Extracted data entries
■ ■ ■ ■

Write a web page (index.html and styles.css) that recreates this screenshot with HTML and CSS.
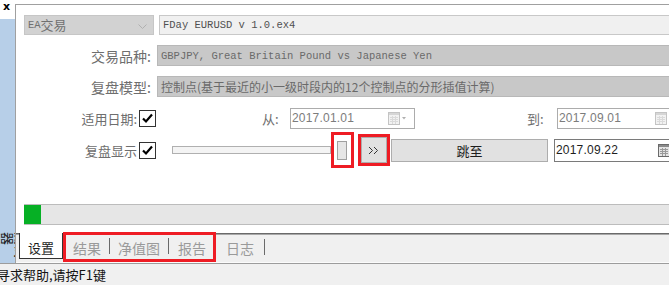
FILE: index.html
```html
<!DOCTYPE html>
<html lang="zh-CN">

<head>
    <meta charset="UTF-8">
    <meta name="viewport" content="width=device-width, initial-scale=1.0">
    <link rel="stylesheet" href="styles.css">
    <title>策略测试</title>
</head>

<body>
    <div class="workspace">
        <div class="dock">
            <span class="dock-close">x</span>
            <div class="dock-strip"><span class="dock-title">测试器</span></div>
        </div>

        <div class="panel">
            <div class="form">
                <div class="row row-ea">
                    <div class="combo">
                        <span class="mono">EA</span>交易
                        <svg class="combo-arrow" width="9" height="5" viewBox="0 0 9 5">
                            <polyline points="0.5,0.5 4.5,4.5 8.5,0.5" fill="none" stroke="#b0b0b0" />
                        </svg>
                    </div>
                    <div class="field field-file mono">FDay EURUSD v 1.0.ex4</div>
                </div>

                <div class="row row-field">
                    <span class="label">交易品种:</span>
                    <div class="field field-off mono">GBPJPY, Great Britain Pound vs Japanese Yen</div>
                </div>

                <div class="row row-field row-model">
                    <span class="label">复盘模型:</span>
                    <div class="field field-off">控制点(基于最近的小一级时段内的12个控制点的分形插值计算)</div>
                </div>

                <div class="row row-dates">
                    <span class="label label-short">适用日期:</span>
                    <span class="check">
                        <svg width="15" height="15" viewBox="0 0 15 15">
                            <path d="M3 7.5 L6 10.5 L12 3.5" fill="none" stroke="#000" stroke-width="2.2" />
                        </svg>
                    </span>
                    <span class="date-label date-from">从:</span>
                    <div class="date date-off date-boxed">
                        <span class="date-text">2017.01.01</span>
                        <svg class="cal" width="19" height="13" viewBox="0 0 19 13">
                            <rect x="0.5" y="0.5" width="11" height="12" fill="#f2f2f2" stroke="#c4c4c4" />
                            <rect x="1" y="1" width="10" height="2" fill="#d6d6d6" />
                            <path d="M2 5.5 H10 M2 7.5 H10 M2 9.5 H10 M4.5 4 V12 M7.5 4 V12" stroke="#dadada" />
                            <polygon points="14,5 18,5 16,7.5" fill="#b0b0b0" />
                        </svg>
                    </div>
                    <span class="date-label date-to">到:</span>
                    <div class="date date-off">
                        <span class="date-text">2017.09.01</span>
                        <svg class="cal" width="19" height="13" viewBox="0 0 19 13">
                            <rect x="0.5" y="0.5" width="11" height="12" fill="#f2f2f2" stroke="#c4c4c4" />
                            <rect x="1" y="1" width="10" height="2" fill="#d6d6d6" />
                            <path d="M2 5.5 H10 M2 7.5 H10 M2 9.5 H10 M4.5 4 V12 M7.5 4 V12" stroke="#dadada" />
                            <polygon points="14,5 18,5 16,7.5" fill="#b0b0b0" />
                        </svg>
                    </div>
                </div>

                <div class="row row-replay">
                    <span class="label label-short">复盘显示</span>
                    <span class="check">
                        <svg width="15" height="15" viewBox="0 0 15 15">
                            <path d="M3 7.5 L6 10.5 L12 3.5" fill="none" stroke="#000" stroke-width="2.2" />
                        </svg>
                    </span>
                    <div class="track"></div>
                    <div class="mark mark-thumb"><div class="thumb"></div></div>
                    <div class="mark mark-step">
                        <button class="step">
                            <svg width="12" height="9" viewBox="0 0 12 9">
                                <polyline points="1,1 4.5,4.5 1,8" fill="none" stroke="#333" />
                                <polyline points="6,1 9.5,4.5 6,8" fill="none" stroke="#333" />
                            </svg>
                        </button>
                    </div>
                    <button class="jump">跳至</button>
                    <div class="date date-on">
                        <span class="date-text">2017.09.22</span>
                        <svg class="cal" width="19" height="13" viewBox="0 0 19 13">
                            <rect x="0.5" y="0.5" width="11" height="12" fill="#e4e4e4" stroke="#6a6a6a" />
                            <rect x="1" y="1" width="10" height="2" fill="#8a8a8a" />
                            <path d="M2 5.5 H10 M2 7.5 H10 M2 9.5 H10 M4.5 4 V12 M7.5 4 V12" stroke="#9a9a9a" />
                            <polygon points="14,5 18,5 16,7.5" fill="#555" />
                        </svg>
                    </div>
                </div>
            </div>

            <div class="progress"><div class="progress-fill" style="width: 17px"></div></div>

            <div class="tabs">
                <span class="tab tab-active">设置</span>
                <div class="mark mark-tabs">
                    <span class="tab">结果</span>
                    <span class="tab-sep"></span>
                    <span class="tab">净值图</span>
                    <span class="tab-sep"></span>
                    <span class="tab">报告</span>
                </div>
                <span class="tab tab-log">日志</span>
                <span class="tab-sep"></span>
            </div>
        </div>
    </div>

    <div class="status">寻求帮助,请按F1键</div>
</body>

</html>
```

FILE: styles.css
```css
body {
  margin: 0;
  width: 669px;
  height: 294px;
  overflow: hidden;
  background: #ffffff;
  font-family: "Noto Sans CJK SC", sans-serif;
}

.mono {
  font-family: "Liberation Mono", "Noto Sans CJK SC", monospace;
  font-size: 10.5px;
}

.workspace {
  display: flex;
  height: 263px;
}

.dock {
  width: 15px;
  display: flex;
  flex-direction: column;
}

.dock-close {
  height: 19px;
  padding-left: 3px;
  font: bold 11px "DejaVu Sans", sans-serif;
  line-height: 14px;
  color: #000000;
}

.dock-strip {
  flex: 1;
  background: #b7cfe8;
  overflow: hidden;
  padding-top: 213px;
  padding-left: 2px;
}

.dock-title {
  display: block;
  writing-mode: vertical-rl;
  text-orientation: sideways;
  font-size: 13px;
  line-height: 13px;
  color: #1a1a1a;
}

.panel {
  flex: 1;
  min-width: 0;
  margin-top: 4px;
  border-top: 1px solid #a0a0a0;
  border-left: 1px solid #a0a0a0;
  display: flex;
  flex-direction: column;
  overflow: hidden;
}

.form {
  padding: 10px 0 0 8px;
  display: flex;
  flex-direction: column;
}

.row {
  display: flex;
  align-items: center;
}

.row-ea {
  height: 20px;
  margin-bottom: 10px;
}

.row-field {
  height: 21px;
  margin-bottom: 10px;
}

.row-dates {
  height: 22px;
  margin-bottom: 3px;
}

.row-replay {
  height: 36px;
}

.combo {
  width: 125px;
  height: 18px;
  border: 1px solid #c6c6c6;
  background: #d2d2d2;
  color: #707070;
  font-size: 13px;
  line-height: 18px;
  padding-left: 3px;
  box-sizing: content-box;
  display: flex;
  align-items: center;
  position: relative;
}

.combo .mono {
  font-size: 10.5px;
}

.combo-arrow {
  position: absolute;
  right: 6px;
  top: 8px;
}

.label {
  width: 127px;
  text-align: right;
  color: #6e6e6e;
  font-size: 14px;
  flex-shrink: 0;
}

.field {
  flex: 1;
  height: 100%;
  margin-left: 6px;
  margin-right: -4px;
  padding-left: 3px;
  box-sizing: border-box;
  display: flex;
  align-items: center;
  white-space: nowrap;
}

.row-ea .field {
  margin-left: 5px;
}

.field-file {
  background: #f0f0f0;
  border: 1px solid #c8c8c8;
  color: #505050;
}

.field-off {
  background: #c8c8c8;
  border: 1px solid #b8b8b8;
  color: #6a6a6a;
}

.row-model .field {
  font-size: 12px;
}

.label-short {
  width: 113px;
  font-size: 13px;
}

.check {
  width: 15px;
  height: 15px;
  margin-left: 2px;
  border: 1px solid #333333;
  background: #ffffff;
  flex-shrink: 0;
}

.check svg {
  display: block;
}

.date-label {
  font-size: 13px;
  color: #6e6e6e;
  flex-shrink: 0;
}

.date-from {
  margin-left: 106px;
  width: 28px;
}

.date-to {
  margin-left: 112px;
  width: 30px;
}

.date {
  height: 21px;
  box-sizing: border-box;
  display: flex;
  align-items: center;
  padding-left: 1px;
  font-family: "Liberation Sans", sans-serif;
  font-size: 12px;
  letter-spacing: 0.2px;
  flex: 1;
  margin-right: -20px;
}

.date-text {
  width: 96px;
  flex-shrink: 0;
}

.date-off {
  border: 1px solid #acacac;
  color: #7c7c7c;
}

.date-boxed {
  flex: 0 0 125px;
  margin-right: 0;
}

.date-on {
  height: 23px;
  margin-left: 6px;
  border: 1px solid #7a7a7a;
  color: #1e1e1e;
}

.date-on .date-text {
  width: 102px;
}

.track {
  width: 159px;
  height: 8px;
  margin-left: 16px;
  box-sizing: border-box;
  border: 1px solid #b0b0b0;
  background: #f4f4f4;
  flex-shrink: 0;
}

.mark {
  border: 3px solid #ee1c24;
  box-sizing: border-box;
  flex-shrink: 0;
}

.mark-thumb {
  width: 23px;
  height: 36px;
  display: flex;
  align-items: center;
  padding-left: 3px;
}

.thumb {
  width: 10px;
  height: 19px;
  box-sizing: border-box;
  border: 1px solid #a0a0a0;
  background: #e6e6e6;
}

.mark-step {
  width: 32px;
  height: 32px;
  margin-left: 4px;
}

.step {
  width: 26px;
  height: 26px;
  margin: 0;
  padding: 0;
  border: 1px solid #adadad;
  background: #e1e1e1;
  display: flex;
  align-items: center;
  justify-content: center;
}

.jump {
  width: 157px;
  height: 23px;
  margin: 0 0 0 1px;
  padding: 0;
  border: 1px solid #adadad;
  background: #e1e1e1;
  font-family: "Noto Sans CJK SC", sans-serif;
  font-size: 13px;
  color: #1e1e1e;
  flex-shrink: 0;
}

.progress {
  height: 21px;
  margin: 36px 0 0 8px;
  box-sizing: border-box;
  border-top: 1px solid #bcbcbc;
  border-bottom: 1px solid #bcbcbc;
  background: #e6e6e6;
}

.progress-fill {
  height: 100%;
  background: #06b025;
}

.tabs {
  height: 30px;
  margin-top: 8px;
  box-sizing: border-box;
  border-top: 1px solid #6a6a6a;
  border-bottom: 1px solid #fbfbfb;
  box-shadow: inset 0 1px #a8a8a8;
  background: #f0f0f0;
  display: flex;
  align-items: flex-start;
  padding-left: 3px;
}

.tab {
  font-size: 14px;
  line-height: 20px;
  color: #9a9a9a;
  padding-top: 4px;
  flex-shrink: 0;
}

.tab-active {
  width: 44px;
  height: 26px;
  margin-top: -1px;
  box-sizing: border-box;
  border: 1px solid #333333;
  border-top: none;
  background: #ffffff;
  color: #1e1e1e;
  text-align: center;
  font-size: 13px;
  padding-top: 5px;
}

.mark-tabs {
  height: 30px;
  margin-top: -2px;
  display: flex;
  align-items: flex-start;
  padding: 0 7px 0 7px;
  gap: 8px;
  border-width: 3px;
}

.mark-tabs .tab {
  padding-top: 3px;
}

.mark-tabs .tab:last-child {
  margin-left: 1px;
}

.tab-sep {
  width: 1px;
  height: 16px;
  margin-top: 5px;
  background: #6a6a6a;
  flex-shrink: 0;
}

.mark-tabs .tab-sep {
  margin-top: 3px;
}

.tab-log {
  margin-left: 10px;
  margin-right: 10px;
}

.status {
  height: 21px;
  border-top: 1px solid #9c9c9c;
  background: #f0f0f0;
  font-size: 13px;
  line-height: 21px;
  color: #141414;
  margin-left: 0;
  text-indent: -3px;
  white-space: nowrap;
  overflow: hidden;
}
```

■ ■ ■ ■

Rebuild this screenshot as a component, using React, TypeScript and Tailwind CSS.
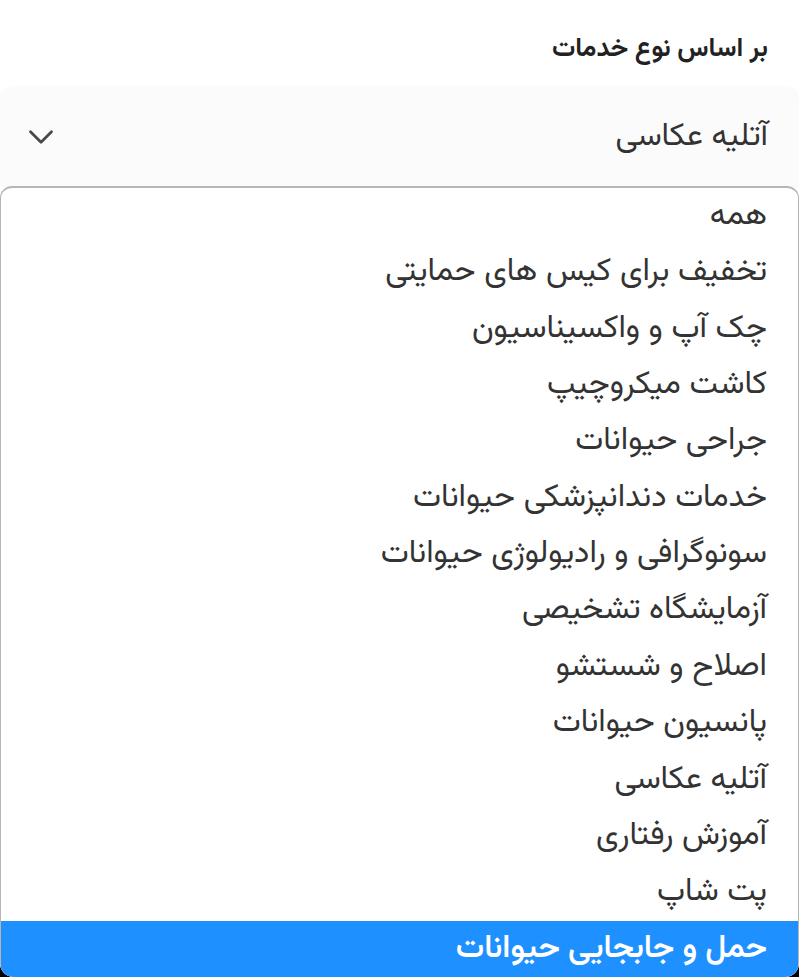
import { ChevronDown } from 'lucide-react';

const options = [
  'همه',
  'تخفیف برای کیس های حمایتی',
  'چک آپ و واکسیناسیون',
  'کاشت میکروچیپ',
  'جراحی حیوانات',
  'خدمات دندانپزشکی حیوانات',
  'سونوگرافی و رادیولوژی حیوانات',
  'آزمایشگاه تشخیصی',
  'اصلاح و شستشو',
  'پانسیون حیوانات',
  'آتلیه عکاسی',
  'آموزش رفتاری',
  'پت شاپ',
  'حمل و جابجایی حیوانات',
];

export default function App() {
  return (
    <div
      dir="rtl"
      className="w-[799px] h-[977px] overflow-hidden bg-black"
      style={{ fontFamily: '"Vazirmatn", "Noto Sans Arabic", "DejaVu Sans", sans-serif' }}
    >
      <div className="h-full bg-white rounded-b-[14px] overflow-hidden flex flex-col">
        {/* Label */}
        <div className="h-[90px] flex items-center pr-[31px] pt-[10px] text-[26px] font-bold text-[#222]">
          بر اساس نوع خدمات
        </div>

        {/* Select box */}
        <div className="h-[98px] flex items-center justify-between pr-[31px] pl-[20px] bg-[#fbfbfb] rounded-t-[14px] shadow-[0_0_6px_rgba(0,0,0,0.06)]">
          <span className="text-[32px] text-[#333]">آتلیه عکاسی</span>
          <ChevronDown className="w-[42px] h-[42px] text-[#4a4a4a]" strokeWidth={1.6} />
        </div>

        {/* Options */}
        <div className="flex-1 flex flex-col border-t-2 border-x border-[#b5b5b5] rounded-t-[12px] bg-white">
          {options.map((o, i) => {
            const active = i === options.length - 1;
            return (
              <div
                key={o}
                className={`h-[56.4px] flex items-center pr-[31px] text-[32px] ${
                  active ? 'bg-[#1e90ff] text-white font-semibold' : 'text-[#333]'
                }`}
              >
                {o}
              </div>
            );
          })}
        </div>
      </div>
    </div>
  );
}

■ ■ ■ ■

> _GIVEN TASK_
Search the entries for the string "index" and collect each line that has it.

> _SOLUTION_
Write a web page (index.html and styles.css) that recreates this screenshot with HTML and CSS.
FILE: index.html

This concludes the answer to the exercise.